# What the task requires
All the data should be repeated exactly. Any image in it is left out.

# Data section

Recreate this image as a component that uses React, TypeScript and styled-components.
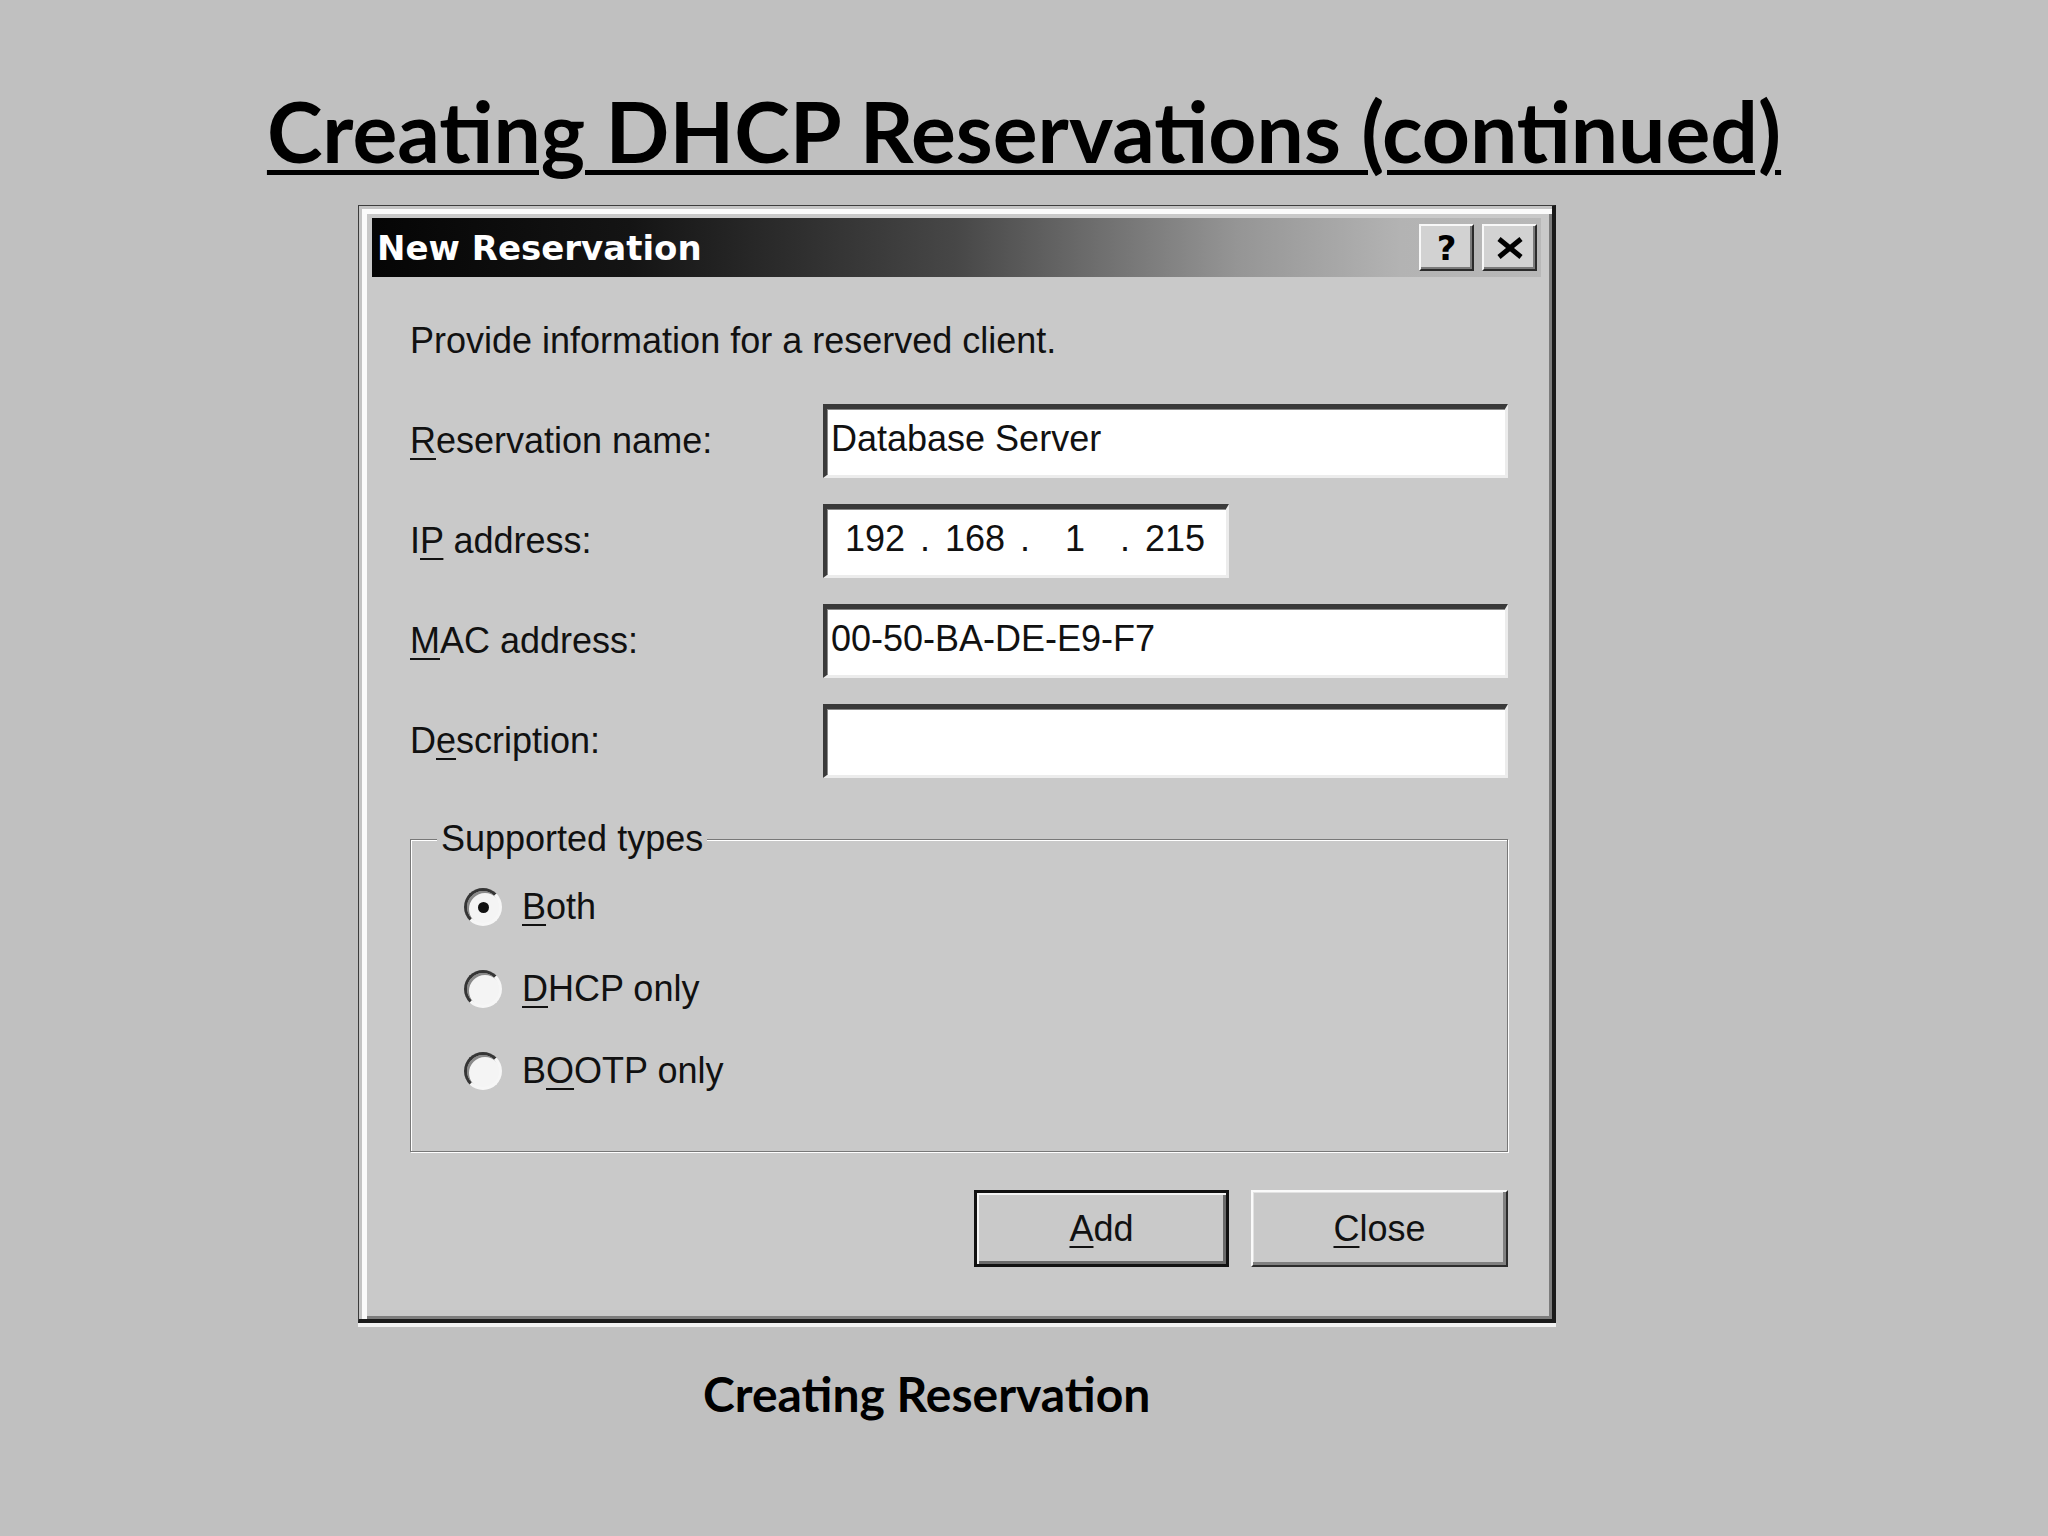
import React from 'react'
import styled, { createGlobalStyle } from 'styled-components'

const GlobalStyle = createGlobalStyle`
  html, body {
    margin: 0;
    padding: 0;
    background: #c0c0c0;
  }
  body {
    width: 2048px;
    height: 1536px;
    overflow: hidden;
  }
`

const Key = ({ children }: { children: React.ReactNode }) => <Mnemonic>{children}</Mnemonic>

const App = () => {
  return (
    <Page>
      <GlobalStyle />
      <SlideTitle>Creating DHCP Reservations (continued)</SlideTitle>

      <Window>
        <TitleBar>
          <WindowTitle>New Reservation</WindowTitle>
          <CaptionButtons>
            <CaptionButton>?</CaptionButton>
            <CaptionButton>
              <svg width="28" height="22" viewBox="0 0 28 22">
                <path d="M3 2 L25 20 M25 2 L3 20" stroke="#000" strokeWidth="5" fill="none" />
              </svg>
            </CaptionButton>
          </CaptionButtons>
        </TitleBar>

        <Body>
          <Intro>Provide information for a reserved client.</Intro>

          <Form>
            <Label>
              <Key>R</Key>eservation name:
            </Label>
            <Field>Database Server</Field>

            <Label>
              I<Key>P</Key> address:
            </Label>
            <Field $width={406}>
              <Octet>192</Octet>
              <Dot>.</Dot>
              <Octet>168</Octet>
              <Dot>.</Dot>
              <Octet>1</Octet>
              <Dot>.</Dot>
              <Octet>215</Octet>
            </Field>

            <Label>
              <Key>M</Key>AC address:
            </Label>
            <Field>00-50-BA-DE-E9-F7</Field>

            <Label>
              D<Key>e</Key>scription:
            </Label>
            <Field />
          </Form>

          <GroupBox>
            <Legend>Supported types</Legend>
            <RadioList>
              <RadioRow>
                <RadioDot $checked />
                <span>
                  <Key>B</Key>oth
                </span>
              </RadioRow>
              <RadioRow>
                <RadioDot />
                <span>
                  <Key>D</Key>HCP only
                </span>
              </RadioRow>
              <RadioRow>
                <RadioDot />
                <span>
                  B<Key>O</Key>OTP only
                </span>
              </RadioRow>
            </RadioList>
          </GroupBox>

          <Buttons>
            <PushButton $default $width={255}>
              <Key>A</Key>dd
            </PushButton>
            <PushButton $width={257}>
              <Key>C</Key>lose
            </PushButton>
          </Buttons>
        </Body>
      </Window>

      <Caption>Creating Reservation</Caption>
    </Page>
  )
}

export default App

const Page = styled.div`
  width: 2048px;
  height: 1536px;
  box-sizing: border-box;
  padding-top: 82px;
  display: flex;
  flex-direction: column;
  align-items: flex-start;
  background: #c0c0c0;
`

const SlideTitle = styled.h1`
  align-self: stretch;
  margin: 0;
  text-align: center;
  font-family: Lato, 'Open Sans', sans-serif;
  font-weight: 700;
  font-size: 84px;
  line-height: 98px;
  color: #000;
  text-decoration: underline;
  text-decoration-thickness: 5px;
  text-underline-offset: 7px;
`

const Window = styled.div`
  margin: 25px 0 0 358px;
  width: 1198px;
  box-sizing: border-box;
  background: #c9c9c9;
  border-style: solid;
  border-width: 1px 4px 4px 1px;
  border-color: #3c3c3c #1a1a1a #1a1a1a #3c3c3c;
  box-shadow: inset 3px 3px 0 #c4c4c4, inset 8px 8px 0 #fbfbfb, inset -3px -3px 0 #7c7c7c,
    0 4px 0 #f2f2f2;
  padding: 12px 11px 52px 13px;
  font-family: 'Liberation Sans', Arial, sans-serif;
  font-size: 36px;
  color: #111;
`

const TitleBar = styled.div`
  height: 59px;
  display: flex;
  align-items: center;
  justify-content: space-between;
  padding: 0 4px 0 5px;
  background: linear-gradient(
    to right,
    #050505 0%,
    #141414 22%,
    #474747 50%,
    #959595 74%,
    #b3b3b3 88%,
    #b8b8b8 100%
  );
`

const WindowTitle = styled.div`
  font-family: 'DejaVu Sans', Verdana, sans-serif;
  font-weight: 700;
  font-size: 34px;
  color: #fff;
`

const CaptionButtons = styled.div`
  display: flex;
  gap: 8px;
`

const CaptionButton = styled.button`
  width: 55px;
  height: 47px;
  padding: 0;
  display: flex;
  align-items: center;
  justify-content: center;
  background: #d2d2d2;
  border-style: solid;
  border-width: 2px;
  border-color: #f8f8f8 #2a2a2a #2a2a2a #f8f8f8;
  box-shadow: inset -2px -2px 0 #7a7a7a;
  font-family: 'DejaVu Sans', Verdana, sans-serif;
  font-weight: 700;
  font-size: 34px;
  line-height: 1;
  color: #000;
`

const Body = styled.div`
  padding: 44px 33px 0 38px;
`

const Intro = styled.div`
  line-height: 40px;
`

const Form = styled.div`
  margin-top: 43px;
  display: grid;
  grid-template-columns: 413px 1fr;
  row-gap: 26px;
  align-items: center;
`

const Label = styled.div`
  line-height: 40px;
`

const Mnemonic = styled.u`
  text-decoration-thickness: 2px;
  text-underline-offset: 5px;
`

const Field = styled.div<{ $width?: number }>`
  width: ${(p) => (p.$width ? `${p.$width}px` : '100%')};
  height: 74px;
  box-sizing: border-box;
  display: flex;
  align-items: center;
  padding: 0 0 6px 4px;
  background: #fff;
  border-style: solid;
  border-width: 5px 3px 3px 4px;
  border-color: #3a3a3a #ececec #ececec #3a3a3a;
  box-shadow: inset 1px 1px 0 #8a8a8a;
  color: #111;
  white-space: nowrap;
`

const Octet = styled.span`
  width: 88px;
  text-align: center;
`

const Dot = styled.span`
  width: 12px;
  text-align: center;
`

const GroupBox = styled.fieldset`
  margin: 41px 0 0;
  padding: 0;
  min-width: 0;
  border: 1px solid #787878;
  box-shadow: inset 1px 1px 0 #fff, 1px 1px 0 #fff;
`

const Legend = styled.legend`
  margin-left: 26px;
  padding: 0 4px;
  line-height: 40px;
  background: #c9c9c9;
`

const RadioList = styled.div`
  padding: 23px 0 55px 53px;
  display: flex;
  flex-direction: column;
  gap: 32px;
`

const RadioRow = styled.div`
  height: 50px;
  display: flex;
  align-items: center;
  gap: 20px;
`

const RadioDot = styled.span<{ $checked?: boolean }>`
  width: 38px;
  height: 38px;
  box-sizing: border-box;
  border-radius: 50%;
  border: 3px solid;
  border-color: #353535 #f6f6f6 #f6f6f6 #353535;
  background: #f4f4f4;
  box-shadow: inset 2px 2px 0 #8a8a8a;
  display: flex;
  align-items: center;
  justify-content: center;

  &::after {
    content: '';
    width: 11px;
    height: 11px;
    border-radius: 50%;
    background: #111;
    display: ${(p) => (p.$checked ? 'block' : 'none')};
  }
`

const Buttons = styled.div`
  margin-top: 38px;
  display: flex;
  justify-content: flex-end;
  gap: 22px;
`

const PushButton = styled.button<{ $default?: boolean; $width: number }>`
  width: ${(p) => p.$width}px;
  height: 77px;
  padding: 0;
  background: #c9c9c9;
  font-family: 'Liberation Sans', Arial, sans-serif;
  font-size: 36px;
  color: #111;
  border-style: solid;
  border-width: ${(p) => (p.$default ? '3px' : '2px')};
  border-color: ${(p) => (p.$default ? '#111' : '#fafafa #2c2c2c #2c2c2c #fafafa')};
  box-shadow: ${(p) =>
    p.$default
      ? 'inset 2px 2px 0 #f4f4f4, inset -3px -3px 0 #6a6a6a'
      : 'inset -3px -3px 0 #808080, inset 1px 1px 0 #e2e2e2'};
`

const Caption = styled.div`
  margin-top: 42px;
  padding-left: 703px;
  font-family: Lato, 'Open Sans', sans-serif;
  font-weight: 700;
  font-size: 48px;
  color: #000;
`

# Answer to the task
Recreate this image as a component that uses React, TypeScript and styled-components.
import React from 'react'
import styled, { createGlobalStyle } from 'styled-components'

const GlobalStyle = createGlobalStyle`
  html, body {
    margin: 0;
    padding: 0;
    background: #c0c0c0;
  }
  body {
    width: 2048px;
    height: 1536px;
    overflow: hidden;
  }
`

const Key = ({ children }: { children: React.ReactNode }) => <Mnemonic>{children}</Mnemonic>

const App = () => {
  return (
    <Page>
      <GlobalStyle />
      <SlideTitle>Creating DHCP Reservations (continued)</SlideTitle>

      <Window>
        <TitleBar>
          <WindowTitle>New Reservation</WindowTitle>
          <CaptionButtons>
            <CaptionButton>?</CaptionButton>
            <CaptionButton>
              <svg width="28" height="22" viewBox="0 0 28 22">
                <path d="M3 2 L25 20 M25 2 L3 20" stroke="#000" strokeWidth="5" fill="none" />
              </svg>
            </CaptionButton>
          </CaptionButtons>
        </TitleBar>

        <Body>
          <Intro>Provide information for a reserved client.</Intro>

          <Form>
            <Label>
              <Key>R</Key>eservation name:
            </Label>
            <Field>Database Server</Field>

            <Label>
              I<Key>P</Key> address:
            </Label>
            <Field $width={406}>
              <Octet>192</Octet>
              <Dot>.</Dot>
              <Octet>168</Octet>
              <Dot>.</Dot>
              <Octet>1</Octet>
              <Dot>.</Dot>
              <Octet>215</Octet>
            </Field>

            <Label>
              <Key>M</Key>AC address:
            </Label>
            <Field>00-50-BA-DE-E9-F7</Field>

            <Label>
              D<Key>e</Key>scription:
            </Label>
            <Field />
          </Form>

          <GroupBox>
            <Legend>Supported types</Legend>
            <RadioList>
              <RadioRow>
                <RadioDot $checked />
                <span>
                  <Key>B</Key>oth
                </span>
              </RadioRow>
              <RadioRow>
                <RadioDot />
                <span>
                  <Key>D</Key>HCP only
                </span>
              </RadioRow>
              <RadioRow>
                <RadioDot />
                <span>
                  B<Key>O</Key>OTP only
                </span>
              </RadioRow>
            </RadioList>
          </GroupBox>

          <Buttons>
            <PushButton $default $width={255}>
              <Key>A</Key>dd
            </PushButton>
            <PushButton $width={257}>
              <Key>C</Key>lose
            </PushButton>
          </Buttons>
        </Body>
      </Window>

      <Caption>Creating Reservation</Caption>
    </Page>
  )
}

export default App

const Page = styled.div`
  width: 2048px;
  height: 1536px;
  box-sizing: border-box;
  padding-top: 82px;
  display: flex;
  flex-direction: column;
  align-items: flex-start;
  background: #c0c0c0;
`

const SlideTitle = styled.h1`
  align-self: stretch;
  margin: 0;
  text-align: center;
  font-family: Lato, 'Open Sans', sans-serif;
  font-weight: 700;
  font-size: 84px;
  line-height: 98px;
  color: #000;
  text-decoration: underline;
  text-decoration-thickness: 5px;
  text-underline-offset: 7px;
`

const Window = styled.div`
  margin: 25px 0 0 358px;
  width: 1198px;
  box-sizing: border-box;
  background: #c9c9c9;
  border-style: solid;
  border-width: 1px 4px 4px 1px;
  border-color: #3c3c3c #1a1a1a #1a1a1a #3c3c3c;
  box-shadow: inset 3px 3px 0 #c4c4c4, inset 8px 8px 0 #fbfbfb, inset -3px -3px 0 #7c7c7c,
    0 4px 0 #f2f2f2;
  padding: 12px 11px 52px 13px;
  font-family: 'Liberation Sans', Arial, sans-serif;
  font-size: 36px;
  color: #111;
`

const TitleBar = styled.div`
  height: 59px;
  display: flex;
  align-items: center;
  justify-content: space-between;
  padding: 0 4px 0 5px;
  background: linear-gradient(
    to right,
    #050505 0%,
    #141414 22%,
    #474747 50%,
    #959595 74%,
    #b3b3b3 88%,
    #b8b8b8 100%
  );
`

const WindowTitle = styled.div`
  font-family: 'DejaVu Sans', Verdana, sans-serif;
  font-weight: 700;
  font-size: 34px;
  color: #fff;
`

const CaptionButtons = styled.div`
  display: flex;
  gap: 8px;
`

const CaptionButton = styled.button`
  width: 55px;
  height: 47px;
  padding: 0;
  display: flex;
  align-items: center;
  justify-content: center;
  background: #d2d2d2;
  border-style: solid;
  border-width: 2px;
  border-color: #f8f8f8 #2a2a2a #2a2a2a #f8f8f8;
  box-shadow: inset -2px -2px 0 #7a7a7a;
  font-family: 'DejaVu Sans', Verdana, sans-serif;
  font-weight: 700;
  font-size: 34px;
  line-height: 1;
  color: #000;
`

const Body = styled.div`
  padding: 44px 33px 0 38px;
`

const Intro = styled.div`
  line-height: 40px;
`

const Form = styled.div`
  margin-top: 43px;
  display: grid;
  grid-template-columns: 413px 1fr;
  row-gap: 26px;
  align-items: center;
`

const Label = styled.div`
  line-height: 40px;
`

const Mnemonic = styled.u`
  text-decoration-thickness: 2px;
  text-underline-offset: 5px;
`

const Field = styled.div<{ $width?: number }>`
  width: ${(p) => (p.$width ? `${p.$width}px` : '100%')};
  height: 74px;
  box-sizing: border-box;
  display: flex;
  align-items: center;
  padding: 0 0 6px 4px;
  background: #fff;
  border-style: solid;
  border-width: 5px 3px 3px 4px;
  border-color: #3a3a3a #ececec #ececec #3a3a3a;
  box-shadow: inset 1px 1px 0 #8a8a8a;
  color: #111;
  white-space: nowrap;
`

const Octet = styled.span`
  width: 88px;
  text-align: center;
`

const Dot = styled.span`
  width: 12px;
  text-align: center;
`

const GroupBox = styled.fieldset`
  margin: 41px 0 0;
  padding: 0;
  min-width: 0;
  border: 1px solid #787878;
  box-shadow: inset 1px 1px 0 #fff, 1px 1px 0 #fff;
`

const Legend = styled.legend`
  margin-left: 26px;
  padding: 0 4px;
  line-height: 40px;
  background: #c9c9c9;
`

const RadioList = styled.div`
  padding: 23px 0 55px 53px;
  display: flex;
  flex-direction: column;
  gap: 32px;
`

const RadioRow = styled.div`
  height: 50px;
  display: flex;
  align-items: center;
  gap: 20px;
`

const RadioDot = styled.span<{ $checked?: boolean }>`
  width: 38px;
  height: 38px;
  box-sizing: border-box;
  border-radius: 50%;
  border: 3px solid;
  border-color: #353535 #f6f6f6 #f6f6f6 #353535;
  background: #f4f4f4;
  box-shadow: inset 2px 2px 0 #8a8a8a;
  display: flex;
  align-items: center;
  justify-content: center;

  &::after {
    content: '';
    width: 11px;
    height: 11px;
    border-radius: 50%;
    background: #111;
    display: ${(p) => (p.$checked ? 'block' : 'none')};
  }
`

const Buttons = styled.div`
  margin-top: 38px;
  display: flex;
  justify-content: flex-end;
  gap: 22px;
`

const PushButton = styled.button<{ $default?: boolean; $width: number }>`
  width: ${(p) => p.$width}px;
  height: 77px;
  padding: 0;
  background: #c9c9c9;
  font-family: 'Liberation Sans', Arial, sans-serif;
  font-size: 36px;
  color: #111;
  border-style: solid;
  border-width: ${(p) => (p.$default ? '3px' : '2px')};
  border-color: ${(p) => (p.$default ? '#111' : '#fafafa #2c2c2c #2c2c2c #fafafa')};
  box-shadow: ${(p) =>
    p.$default
      ? 'inset 2px 2px 0 #f4f4f4, inset -3px -3px 0 #6a6a6a'
      : 'inset -3px -3px 0 #808080, inset 1px 1px 0 #e2e2e2'};
`

const Caption = styled.div`
  margin-top: 42px;
  padding-left: 703px;
  font-family: Lato, 'Open Sans', sans-serif;
  font-weight: 700;
  font-size: 48px;
  color: #000;
`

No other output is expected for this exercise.